Have a farm stay in quaint cottages with glorious gardens and head back to the colonial days.
The Archer Family has owned and run Brickendon for almost 180 years, spanning seven generations.
Visitors to the farm stay in quaint cottages with glorious gardens which reflect early colonial life in Tasmania.
William Archer arrived from England in 1824 and joined his brother at Woolmers until moving to land on the opposite side of the Macquarie River. He began building the farm complex in 1826 with Ticket of Leave tradesmen and assigned convict labour, developing the first area of Brickendon.
The farm is 450ha and grows poppies, grass seeds, barley, wheat, oats, triticale and vegetables. They also run 1500 medium/fine merino sheep which are shorn in June, October, December and February. They also fatten 200 heard of young cattle each year.
The homestead, which houses three generations of Archers, has two wings built around a central courtyard. The large bell was used to announce meal times or warn of danger. It has been hanging there since 1836.
The village is a complex of convict-built buildings in a village setting. There are a couple of cottages, a poultry shed, smokehouse, pillar granary, blacksmith shop and cookhouse, shearing shed, draught horse stables and a delightful Gothic chapel.
There are five cottages at Brickendon. Three are farm cottages overlooking the valley, farm and river. Each is self-contained and they have the whimsical names of Pumpkin, Sweet Corn and Pea and a Pod.
The Coachman's and Gardener's Cottages were built during the 1820s and '30s and are furnished with colonial antiques and Australian memorabilia.
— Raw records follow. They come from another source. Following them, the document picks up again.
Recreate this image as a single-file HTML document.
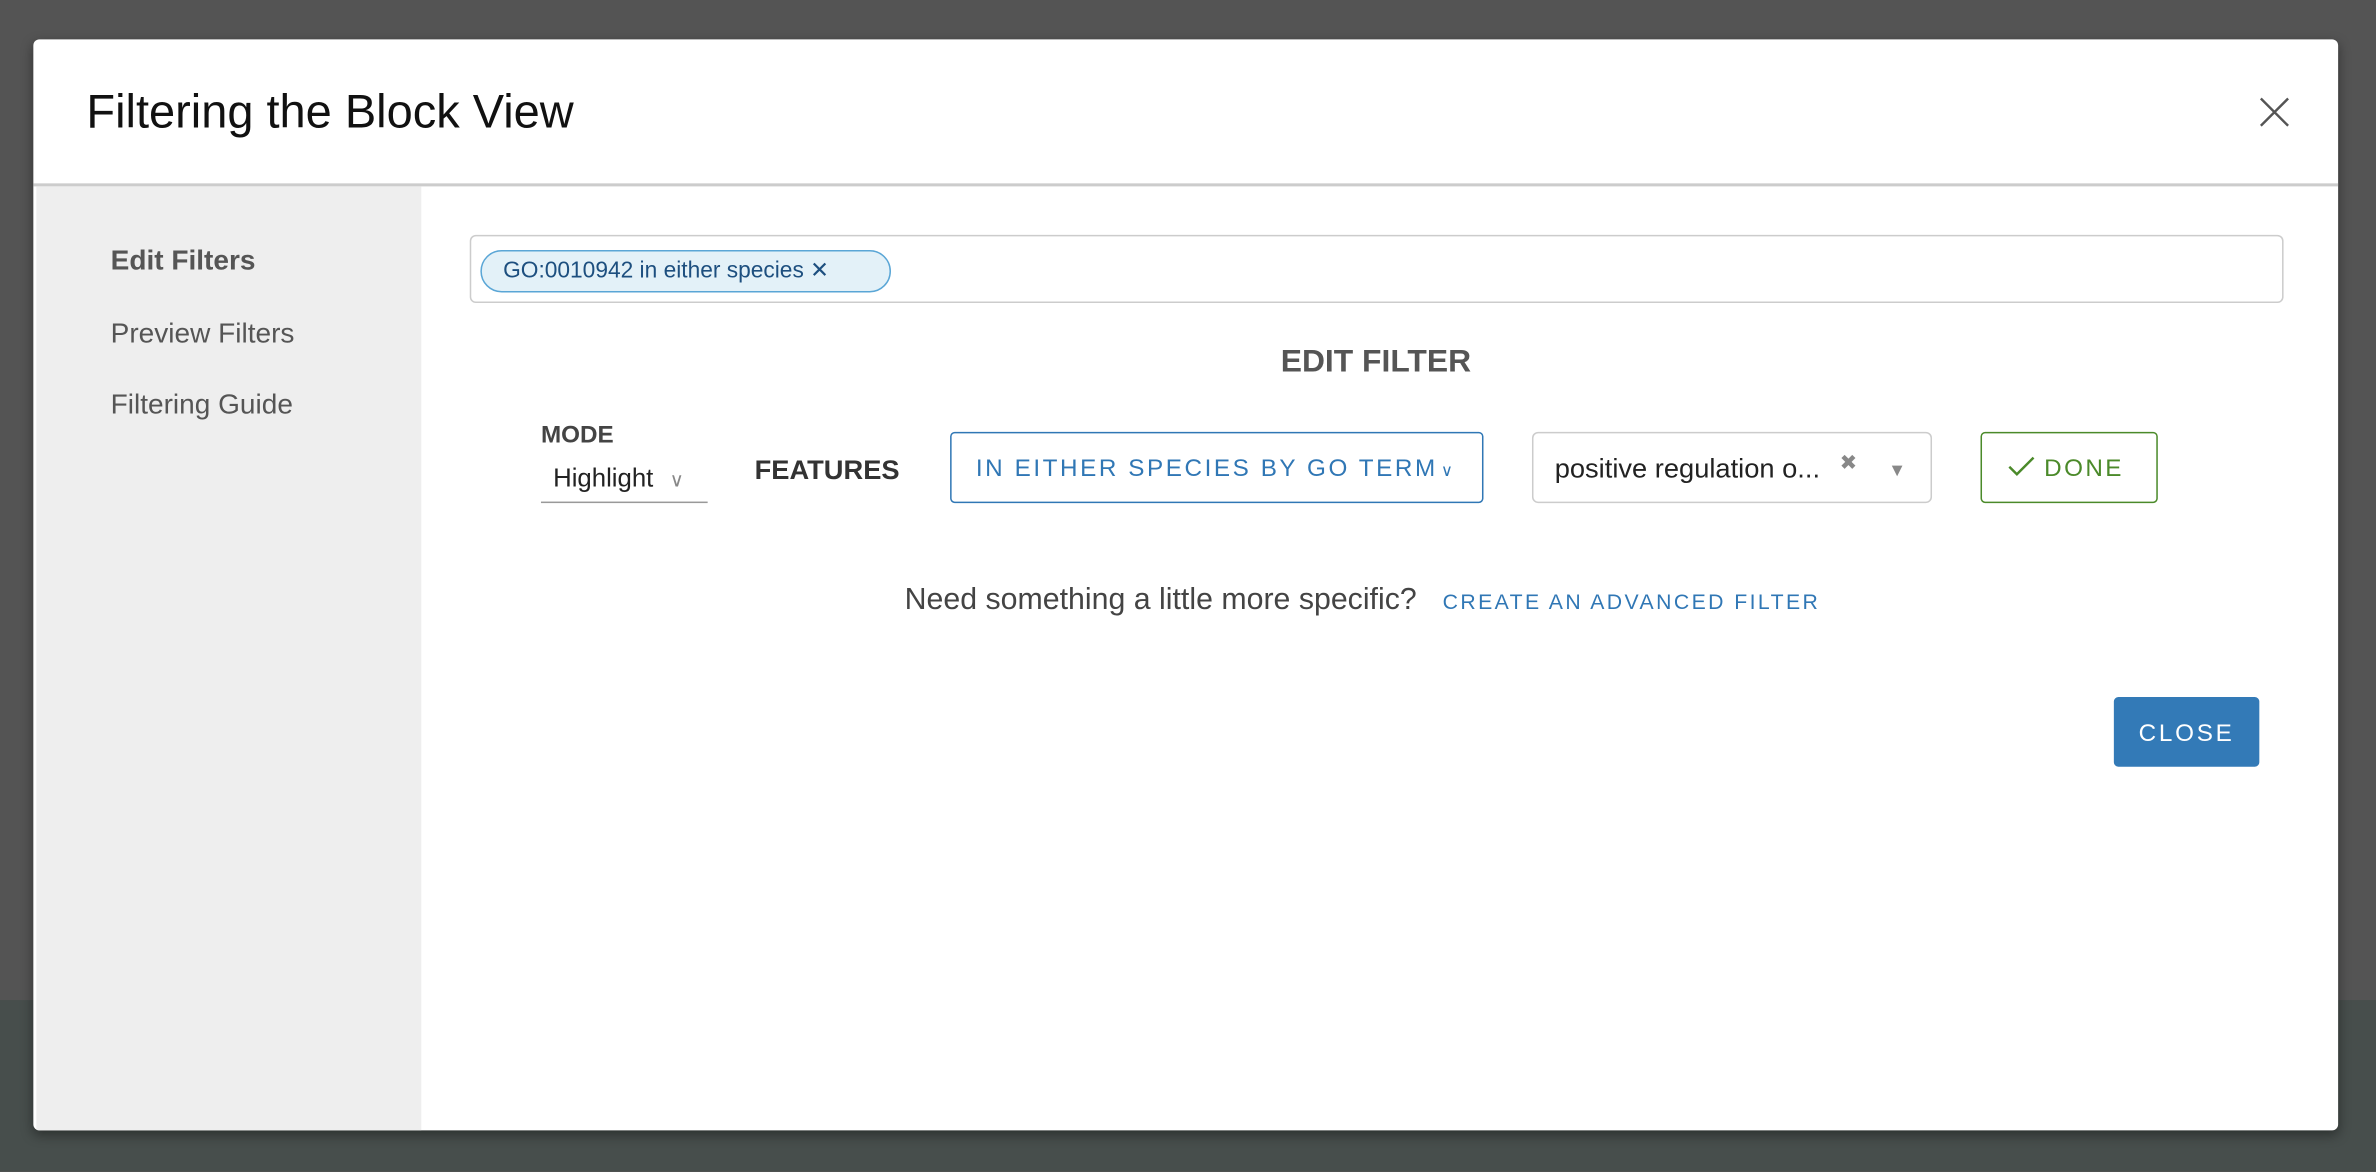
<!DOCTYPE html>
<html><head><meta charset="utf-8"><style>
html,body{margin:0;padding:0;width:2376px;height:1172px;overflow:hidden;background:#545454;font-family:"Liberation Sans",sans-serif}
#w{position:absolute;left:0;top:0;width:1568px;height:773px;transform:scale(1.51531);transform-origin:0 0}
.a{position:absolute}
</style></head><body><div id="w">
<div class="a" style="left:0;top:660px;width:1568px;height:113px;background:#474e4c"></div>
<div class="a" style="left:22px;top:26px;width:1521px;height:720px;background:#fff;border-radius:4px;overflow:hidden;box-shadow:0 3px 8px rgba(0,0,0,.4)">
  <div class="a" style="left:35px;top:30px;font-size:31px;color:#111">Filtering the Block View</div>
  <svg class="a" style="left:1468px;top:37px" width="22" height="22" viewBox="0 0 22 22"><path d="M2 2L20 20M20 2L2 20" stroke="#555" stroke-width="1.6" fill="none"/></svg>
  <div class="a" style="left:0;top:95px;width:1521px;height:2px;background:#ccc"></div>
  <div class="a" style="left:2px;top:97px;width:254px;height:623px;background:#eee"></div>
  <div class="a" style="left:51px;top:135px;font-size:18.5px;color:#555;font-weight:bold">Edit Filters</div>
  <div class="a" style="left:51px;top:183px;font-size:18.5px;color:#555">Preview Filters</div>
  <div class="a" style="left:51px;top:230px;font-size:18.5px;color:#555">Filtering Guide</div>
  <div class="a" style="left:288px;top:129px;width:1197px;height:45px;border:1.5px solid #ccc;border-radius:4px;box-sizing:border-box"></div>
  <div class="a" style="left:295px;top:139px;border:1.5px solid #5aa6d6;background:#e3f1f8;border-radius:14px;font-size:15px;color:#1d4f7f;line-height:26px;padding-left:14px;box-sizing:border-box;width:271px;height:28px">GO:0010942 in either species &#x2715;</div>
  <div class="a" style="left:0;top:201px;width:1772px;text-align:center;font-size:21px;font-weight:bold;color:#555">EDIT FILTER</div>
  <div class="a" style="left:335px;top:253px;font-size:16px;font-weight:bold;color:#444">MODE</div>
  <div class="a" style="left:335px;top:280px;width:110px;height:26px;border-bottom:1.5px solid #999;font-size:17px;color:#222;padding-left:8px;box-sizing:border-box">Highlight <span style="color:#888;font-size:13px;margin-left:6px">&#x2228;</span></div>
  <div class="a" style="left:476px;top:274px;font-size:18px;font-weight:bold;color:#333">FEATURES</div>
  <div class="a" style="left:605px;top:259px;width:352px;height:47px;border:1.5px solid #3077b5;border-radius:3px;box-sizing:border-box;color:#3077b5;font-size:16px;letter-spacing:1.7px;line-height:48px;padding-left:16px">IN EITHER SPECIES BY GO TERM<span style="font-size:11px;margin-left:2px">&#x2228;</span></div>
  <div class="a" style="left:989px;top:259px;width:264px;height:47px;border:1.5px solid #ccc;border-radius:4px;box-sizing:border-box;font-size:18px;color:#222;line-height:47px;padding-left:14px">positive regulation o...<span style="color:#888;font-size:14px;position:absolute;left:202px;top:-4px">&#x2716;</span><span style="color:#888;font-size:12px;position:absolute;left:234px;top:1px">&#x25BC;</span></div>
  <div class="a" style="left:1285px;top:259px;width:117px;height:47px;border:1.5px solid #4b8a2a;border-radius:3px;box-sizing:border-box;color:#4b8a2a;font-size:16px;letter-spacing:1.6px;line-height:48px;padding-left:17px"><svg width="18" height="14" viewBox="0 0 18 14" style="vertical-align:-1px;margin-right:6px"><path d="M1 7L6 12L17 1" stroke="#4b8a2a" stroke-width="1.6" fill="none"/></svg>DONE</div>
  <div class="a" style="left:575px;top:359px;font-size:20px;color:#444">Need something a little more specific?</div>
  <div class="a" style="left:930px;top:363px;font-size:14px;color:#3077b5;letter-spacing:1.6px">CREATE AN ADVANCED FILTER</div>
  <div class="a" style="left:1373px;top:434px;width:96px;height:46px;background:#337ab7;border-radius:3px;color:#fff;font-size:16px;letter-spacing:1.8px;text-align:center;line-height:50px">CLOSE</div>
</div>
</div></body></html>
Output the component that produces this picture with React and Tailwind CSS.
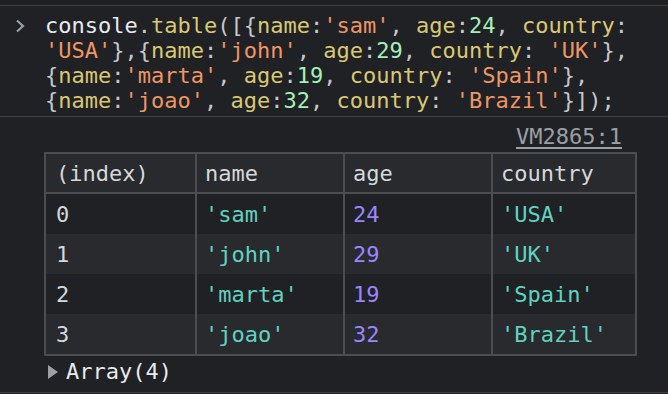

Bathrooms have deep baths and shower, plus there are open log fires and a nice touch is a decanter of port and homemade biscuits provided.
Farm animals are a hit with everyone horses and donkeys, pigs, ducks, turkeys, goats, sheep, cattle and chickens are all there and can be fed by visitors.
Other real country things to do are baking dampers, old style games, farm walks, shearing, making pottery and exploring early Colonial architecture.